WHAT IS ASKED:
Leave out the pictures and restate the rest of the data exactly.

DATA SHOWN:
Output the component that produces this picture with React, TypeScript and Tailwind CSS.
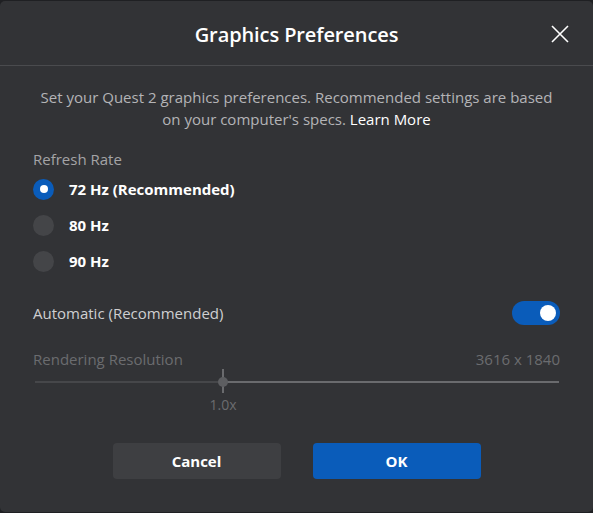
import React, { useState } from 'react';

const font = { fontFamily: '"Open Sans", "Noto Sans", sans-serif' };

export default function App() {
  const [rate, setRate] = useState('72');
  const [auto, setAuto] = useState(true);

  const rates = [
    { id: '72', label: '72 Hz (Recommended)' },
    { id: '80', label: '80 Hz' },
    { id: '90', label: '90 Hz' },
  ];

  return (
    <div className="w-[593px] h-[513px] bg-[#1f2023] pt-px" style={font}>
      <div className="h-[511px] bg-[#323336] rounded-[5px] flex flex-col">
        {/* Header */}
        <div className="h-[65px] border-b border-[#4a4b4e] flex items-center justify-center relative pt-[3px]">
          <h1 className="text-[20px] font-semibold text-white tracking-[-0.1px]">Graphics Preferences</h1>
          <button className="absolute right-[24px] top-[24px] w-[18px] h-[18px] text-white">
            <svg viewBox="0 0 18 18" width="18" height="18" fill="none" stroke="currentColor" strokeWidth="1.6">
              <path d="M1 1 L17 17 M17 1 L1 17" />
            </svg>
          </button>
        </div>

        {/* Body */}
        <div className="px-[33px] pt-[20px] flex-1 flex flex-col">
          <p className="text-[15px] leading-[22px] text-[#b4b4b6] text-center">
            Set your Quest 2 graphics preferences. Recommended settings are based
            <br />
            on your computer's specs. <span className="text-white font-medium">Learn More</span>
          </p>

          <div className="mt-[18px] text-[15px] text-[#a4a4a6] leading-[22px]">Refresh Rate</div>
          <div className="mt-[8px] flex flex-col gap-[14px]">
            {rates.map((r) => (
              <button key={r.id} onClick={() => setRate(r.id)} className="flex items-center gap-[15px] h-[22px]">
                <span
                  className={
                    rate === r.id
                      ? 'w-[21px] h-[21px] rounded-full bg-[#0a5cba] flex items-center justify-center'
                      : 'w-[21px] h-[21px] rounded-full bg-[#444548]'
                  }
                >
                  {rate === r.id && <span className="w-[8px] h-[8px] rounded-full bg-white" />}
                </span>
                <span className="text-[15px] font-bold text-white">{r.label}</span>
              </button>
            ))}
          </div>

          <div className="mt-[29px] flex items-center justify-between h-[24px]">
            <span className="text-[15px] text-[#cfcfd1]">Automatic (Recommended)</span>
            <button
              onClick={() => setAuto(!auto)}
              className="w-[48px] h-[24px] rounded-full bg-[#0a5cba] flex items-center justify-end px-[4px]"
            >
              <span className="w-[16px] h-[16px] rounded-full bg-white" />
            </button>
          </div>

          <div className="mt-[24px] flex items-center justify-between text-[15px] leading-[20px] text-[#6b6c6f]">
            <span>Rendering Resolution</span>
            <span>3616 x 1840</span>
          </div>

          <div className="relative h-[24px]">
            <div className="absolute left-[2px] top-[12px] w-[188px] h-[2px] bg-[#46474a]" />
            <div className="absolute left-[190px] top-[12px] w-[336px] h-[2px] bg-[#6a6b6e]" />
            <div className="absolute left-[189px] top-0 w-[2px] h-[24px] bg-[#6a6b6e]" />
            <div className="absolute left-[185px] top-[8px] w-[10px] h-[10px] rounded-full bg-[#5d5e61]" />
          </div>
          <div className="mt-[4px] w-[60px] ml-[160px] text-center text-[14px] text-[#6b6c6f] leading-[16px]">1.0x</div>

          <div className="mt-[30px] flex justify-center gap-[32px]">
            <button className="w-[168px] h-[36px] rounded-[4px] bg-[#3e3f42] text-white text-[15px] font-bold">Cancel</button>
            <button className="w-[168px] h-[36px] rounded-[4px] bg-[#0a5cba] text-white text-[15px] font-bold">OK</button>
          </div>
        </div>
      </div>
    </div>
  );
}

ANSWER IN FULL:
Output the component that produces this picture with React, TypeScript and Tailwind CSS.
import React, { useState } from 'react';

const font = { fontFamily: '"Open Sans", "Noto Sans", sans-serif' };

export default function App() {
  const [rate, setRate] = useState('72');
  const [auto, setAuto] = useState(true);

  const rates = [
    { id: '72', label: '72 Hz (Recommended)' },
    { id: '80', label: '80 Hz' },
    { id: '90', label: '90 Hz' },
  ];

  return (
    <div className="w-[593px] h-[513px] bg-[#1f2023] pt-px" style={font}>
      <div className="h-[511px] bg-[#323336] rounded-[5px] flex flex-col">
        {/* Header */}
        <div className="h-[65px] border-b border-[#4a4b4e] flex items-center justify-center relative pt-[3px]">
          <h1 className="text-[20px] font-semibold text-white tracking-[-0.1px]">Graphics Preferences</h1>
          <button className="absolute right-[24px] top-[24px] w-[18px] h-[18px] text-white">
            <svg viewBox="0 0 18 18" width="18" height="18" fill="none" stroke="currentColor" strokeWidth="1.6">
              <path d="M1 1 L17 17 M17 1 L1 17" />
            </svg>
          </button>
        </div>

        {/* Body */}
        <div className="px-[33px] pt-[20px] flex-1 flex flex-col">
          <p className="text-[15px] leading-[22px] text-[#b4b4b6] text-center">
            Set your Quest 2 graphics preferences. Recommended settings are based
            <br />
            on your computer's specs. <span className="text-white font-medium">Learn More</span>
          </p>

          <div className="mt-[18px] text-[15px] text-[#a4a4a6] leading-[22px]">Refresh Rate</div>
          <div className="mt-[8px] flex flex-col gap-[14px]">
            {rates.map((r) => (
              <button key={r.id} onClick={() => setRate(r.id)} className="flex items-center gap-[15px] h-[22px]">
                <span
                  className={
                    rate === r.id
                      ? 'w-[21px] h-[21px] rounded-full bg-[#0a5cba] flex items-center justify-center'
                      : 'w-[21px] h-[21px] rounded-full bg-[#444548]'
                  }
                >
                  {rate === r.id && <span className="w-[8px] h-[8px] rounded-full bg-white" />}
                </span>
                <span className="text-[15px] font-bold text-white">{r.label}</span>
              </button>
            ))}
          </div>

          <div className="mt-[29px] flex items-center justify-between h-[24px]">
            <span className="text-[15px] text-[#cfcfd1]">Automatic (Recommended)</span>
            <button
              onClick={() => setAuto(!auto)}
              className="w-[48px] h-[24px] rounded-full bg-[#0a5cba] flex items-center justify-end px-[4px]"
            >
              <span className="w-[16px] h-[16px] rounded-full bg-white" />
            </button>
          </div>

          <div className="mt-[24px] flex items-center justify-between text-[15px] leading-[20px] text-[#6b6c6f]">
            <span>Rendering Resolution</span>
            <span>3616 x 1840</span>
          </div>

          <div className="relative h-[24px]">
            <div className="absolute left-[2px] top-[12px] w-[188px] h-[2px] bg-[#46474a]" />
            <div className="absolute left-[190px] top-[12px] w-[336px] h-[2px] bg-[#6a6b6e]" />
            <div className="absolute left-[189px] top-0 w-[2px] h-[24px] bg-[#6a6b6e]" />
            <div className="absolute left-[185px] top-[8px] w-[10px] h-[10px] rounded-full bg-[#5d5e61]" />
          </div>
          <div className="mt-[4px] w-[60px] ml-[160px] text-center text-[14px] text-[#6b6c6f] leading-[16px]">1.0x</div>

          <div className="mt-[30px] flex justify-center gap-[32px]">
            <button className="w-[168px] h-[36px] rounded-[4px] bg-[#3e3f42] text-white text-[15px] font-bold">Cancel</button>
            <button className="w-[168px] h-[36px] rounded-[4px] bg-[#0a5cba] text-white text-[15px] font-bold">OK</button>
          </div>
        </div>
      </div>
    </div>
  );
}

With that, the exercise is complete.